There are also other opportunities in the market where you could get a better deal on a property and take over the seller's current financing, which might be much lower than today's rates. This means you get the best of both worlds; the pullback in purchase price and the lower interest rates that were available a year or two ago!

The ability to structure a better deal is another opportunity in today's market. Many properties will need some upgrading, and with the current negotiation power for buyers, you can structure some of these repairs into the deal! You can get a credit from the seller that could cover all your closing costs. You could then take those funds and use them for new flooring, kitchen or bathroom upgrades, or anything needed to update the property to the current standard.
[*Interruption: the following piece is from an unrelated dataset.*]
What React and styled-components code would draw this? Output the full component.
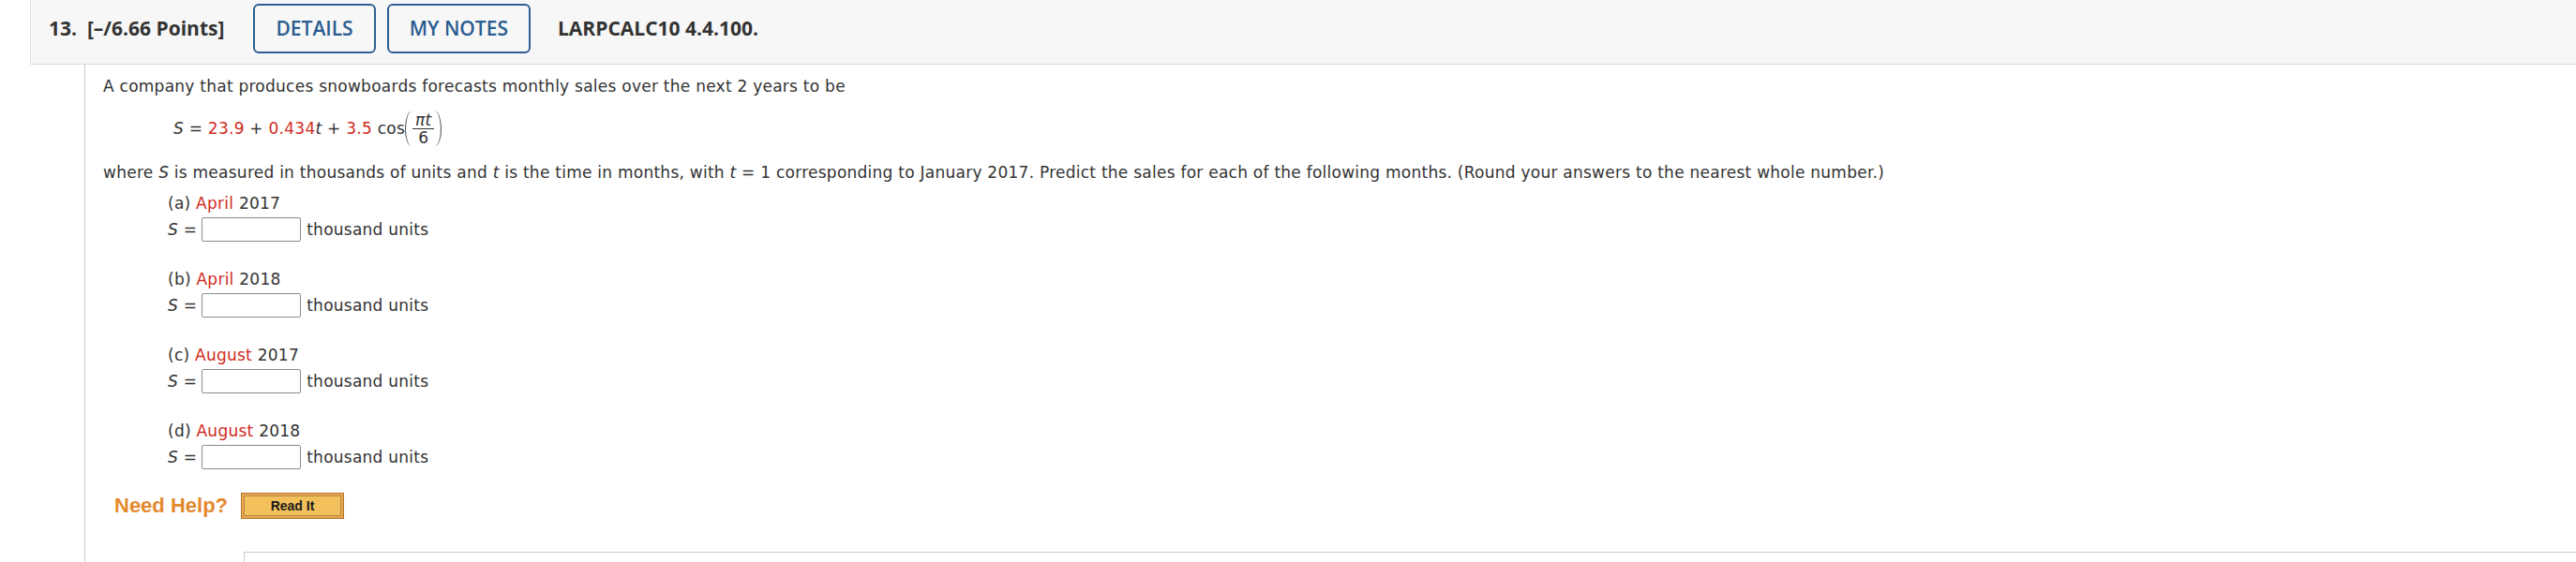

This is just one example for structuring a better deal. There are so many ways to take advantage of being a buyer in a buyers' market, which is why it is important to find a Real Estate Consultant you trust to negotiate and get you the best deal.

Smart investors make the most money betting on what is most likely to happen. So, yes, there is a small risk (a very small risk) that things get out of control and the housing market goes south, but you're not going to make money on that thesis. What's most likely to happen is something way less dramatic based on all the data we're looking at today. There are so many people waiting on the market to crash. The last time it crashed, very few people were waiting for it to happen. They were in debt, over leveraged, and not prepared for it to happen, and that's part of the reason why the market crashed.

Everyone today is prepared for the housing market to crash, which means it's actually less likely to happen!